**Task goal:**
Each line of the listing must be transcribed exactly, except for the images, which should be excluded.

-- Data provided start --

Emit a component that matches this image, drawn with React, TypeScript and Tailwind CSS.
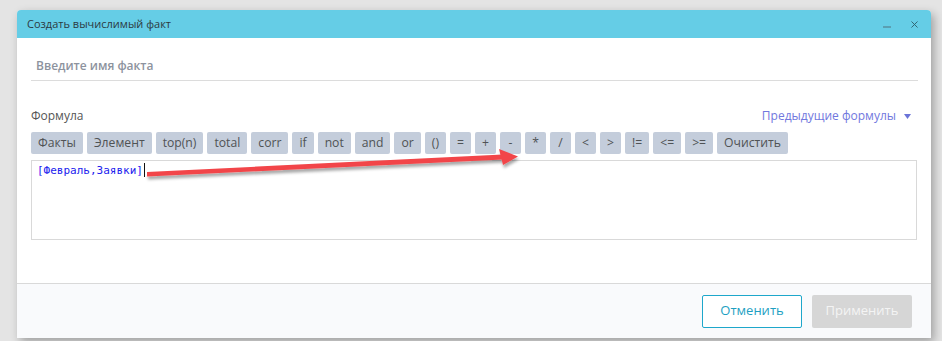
import { X } from 'lucide-react';

const ops = [
    'Факты',
    'Элемент',
    'top(n)',
    'total',
    'corr',
    'if',
    'not',
    'and',
    'or',
    '()',
    '=',
    '+',
    '-',
    '*',
    '/',
    '<',
    '>',
    '!=',
    '<=',
    '>=',
    'Очистить',
];

function RedArrow() {
    return (
        <svg
            className="pointer-events-none absolute left-0 top-0"
            width={942}
            height={341}
            viewBox="0 0 942 341"
        >
            <defs>
                <filter id="arrowShadow" x="-10%" y="-50%" width="120%" height="200%">
                    <feDropShadow dx="1" dy="3" stdDeviation="1.5" floodColor="#000" floodOpacity="0.35" />
                </filter>
            </defs>
            <g filter="url(#arrowShadow)" fill="#f24548" stroke="none">
                <path d="M147 172 L503 154.5 L503 159.5 L147 176.5 Z" />
                <path d="M499 149 L518 156.5 L503 165 Z" />
            </g>
        </svg>
    );
}

export default function App() {
    return (
        <div
            className="relative h-[341px] w-[942px] overflow-hidden bg-[#e4e4e4]"
            style={{ fontFamily: '"Open Sans", "Noto Sans", sans-serif' }}
        >
            <div className="ml-[17px] mt-[10px] flex h-[328px] w-[914px] flex-col overflow-hidden rounded-t-[4px] bg-white shadow-[3px_4px_10px_rgba(0,0,0,0.3)]">
                {/* header */}
                <div className="flex h-[28px] items-center justify-between bg-[#65cde6] pl-[10px] pr-[11px]">
                    <span className="text-[11px] text-[#2c3a3f]">Создать вычислимый факт</span>
                    <div className="flex items-center gap-[18px]">
                        <div className="mt-[5px] h-[2px] w-[8px] bg-[#5a9fb2]" />
                        <X className="h-[11px] w-[11px] text-[#2e5e6a]" strokeWidth={2} />
                    </div>
                </div>

                {/* body */}
                <div className="flex-1 px-[14px] pt-[13px]">
                    <div className="mr-[-1px] flex h-[30px] items-center border-b border-[#dcdcdc] pl-[5px]">
                        <span className="text-[12px] font-semibold text-[#8d939e]">Введите имя факта</span>
                    </div>

                    <div className="mt-[27px] flex h-[16px] items-center justify-between">
                        <span className="text-[12px] text-[#555]">Формула</span>
                        <div className="mr-[6px] flex items-center gap-[8px]">
                            <span className="text-[12px] text-[#7178de]">Предыдущие формулы</span>
                            <svg width="7" height="5" viewBox="0 0 7 5">
                                <path d="M0 0 H7 L3.5 5 Z" fill="#6b74d8" />
                            </svg>
                        </div>
                    </div>

                    <div className="mt-[8px] flex gap-[4px]">
                        {ops.map((op) => (
                            <div
                                key={op}
                                className="flex h-[22px] min-w-[21px] items-center justify-center rounded-[2px] bg-[#c4cddb] px-[7px] text-[12.2px] text-[#505355]"
                            >
                                {op}
                            </div>
                        ))}
                    </div>

                    <div className="mt-[6px] h-[80px] border border-[#d9d9d9] px-[5px] pt-[1px] text-[11px] leading-[16px]">
                        <span
                            className="text-[#2222ee]"
                            style={{ fontFamily: '"DejaVu Sans Mono", "Liberation Mono", monospace' }}
                        >
                            [Февраль,Заявки]
                        </span>
                        <span className="ml-[1px] inline-block h-[14px] w-[1px] align-[-3px] bg-[#111]" />
                    </div>
                </div>

                {/* footer */}
                <div className="flex h-[55px] items-center justify-end gap-[10px] border-t border-[#d9d9d9] bg-[#f9fafc] pr-[19px]">
                    <button className="flex h-[33px] w-[100px] items-center justify-center rounded-[2px] border border-[#1ea7cb] bg-white text-[13px] text-[#1e9fc2]">
                        Отменить
                    </button>
                    <button className="flex h-[33px] w-[100px] items-center justify-center rounded-[2px] bg-[#d6d6d6] text-[13px] text-[#f4f4f4]">
                        Применить
                    </button>
                </div>
            </div>
            <RedArrow />
        </div>
    );
}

-- Data provided end --

**Solved problem:**
Emit a component that matches this image, drawn with React, TypeScript and Tailwind CSS.
import { X } from 'lucide-react';

const ops = [
    'Факты',
    'Элемент',
    'top(n)',
    'total',
    'corr',
    'if',
    'not',
    'and',
    'or',
    '()',
    '=',
    '+',
    '-',
    '*',
    '/',
    '<',
    '>',
    '!=',
    '<=',
    '>=',
    'Очистить',
];

function RedArrow() {
    return (
        <svg
            className="pointer-events-none absolute left-0 top-0"
            width={942}
            height={341}
            viewBox="0 0 942 341"
        >
            <defs>
                <filter id="arrowShadow" x="-10%" y="-50%" width="120%" height="200%">
                    <feDropShadow dx="1" dy="3" stdDeviation="1.5" floodColor="#000" floodOpacity="0.35" />
                </filter>
            </defs>
            <g filter="url(#arrowShadow)" fill="#f24548" stroke="none">
                <path d="M147 172 L503 154.5 L503 159.5 L147 176.5 Z" />
                <path d="M499 149 L518 156.5 L503 165 Z" />
            </g>
        </svg>
    );
}

export default function App() {
    return (
        <div
            className="relative h-[341px] w-[942px] overflow-hidden bg-[#e4e4e4]"
            style={{ fontFamily: '"Open Sans", "Noto Sans", sans-serif' }}
        >
            <div className="ml-[17px] mt-[10px] flex h-[328px] w-[914px] flex-col overflow-hidden rounded-t-[4px] bg-white shadow-[3px_4px_10px_rgba(0,0,0,0.3)]">
                {/* header */}
                <div className="flex h-[28px] items-center justify-between bg-[#65cde6] pl-[10px] pr-[11px]">
                    <span className="text-[11px] text-[#2c3a3f]">Создать вычислимый факт</span>
                    <div className="flex items-center gap-[18px]">
                        <div className="mt-[5px] h-[2px] w-[8px] bg-[#5a9fb2]" />
                        <X className="h-[11px] w-[11px] text-[#2e5e6a]" strokeWidth={2} />
                    </div>
                </div>

                {/* body */}
                <div className="flex-1 px-[14px] pt-[13px]">
                    <div className="mr-[-1px] flex h-[30px] items-center border-b border-[#dcdcdc] pl-[5px]">
                        <span className="text-[12px] font-semibold text-[#8d939e]">Введите имя факта</span>
                    </div>

                    <div className="mt-[27px] flex h-[16px] items-center justify-between">
                        <span className="text-[12px] text-[#555]">Формула</span>
                        <div className="mr-[6px] flex items-center gap-[8px]">
                            <span className="text-[12px] text-[#7178de]">Предыдущие формулы</span>
                            <svg width="7" height="5" viewBox="0 0 7 5">
                                <path d="M0 0 H7 L3.5 5 Z" fill="#6b74d8" />
                            </svg>
                        </div>
                    </div>

                    <div className="mt-[8px] flex gap-[4px]">
                        {ops.map((op) => (
                            <div
                                key={op}
                                className="flex h-[22px] min-w-[21px] items-center justify-center rounded-[2px] bg-[#c4cddb] px-[7px] text-[12.2px] text-[#505355]"
                            >
                                {op}
                            </div>
                        ))}
                    </div>

                    <div className="mt-[6px] h-[80px] border border-[#d9d9d9] px-[5px] pt-[1px] text-[11px] leading-[16px]">
                        <span
                            className="text-[#2222ee]"
                            style={{ fontFamily: '"DejaVu Sans Mono", "Liberation Mono", monospace' }}
                        >
                            [Февраль,Заявки]
                        </span>
                        <span className="ml-[1px] inline-block h-[14px] w-[1px] align-[-3px] bg-[#111]" />
                    </div>
                </div>

                {/* footer */}
                <div className="flex h-[55px] items-center justify-end gap-[10px] border-t border-[#d9d9d9] bg-[#f9fafc] pr-[19px]">
                    <button className="flex h-[33px] w-[100px] items-center justify-center rounded-[2px] border border-[#1ea7cb] bg-white text-[13px] text-[#1e9fc2]">
                        Отменить
                    </button>
                    <button className="flex h-[33px] w-[100px] items-center justify-center rounded-[2px] bg-[#d6d6d6] text-[13px] text-[#f4f4f4]">
                        Применить
                    </button>
                </div>
            </div>
            <RedArrow />
        </div>
    );
}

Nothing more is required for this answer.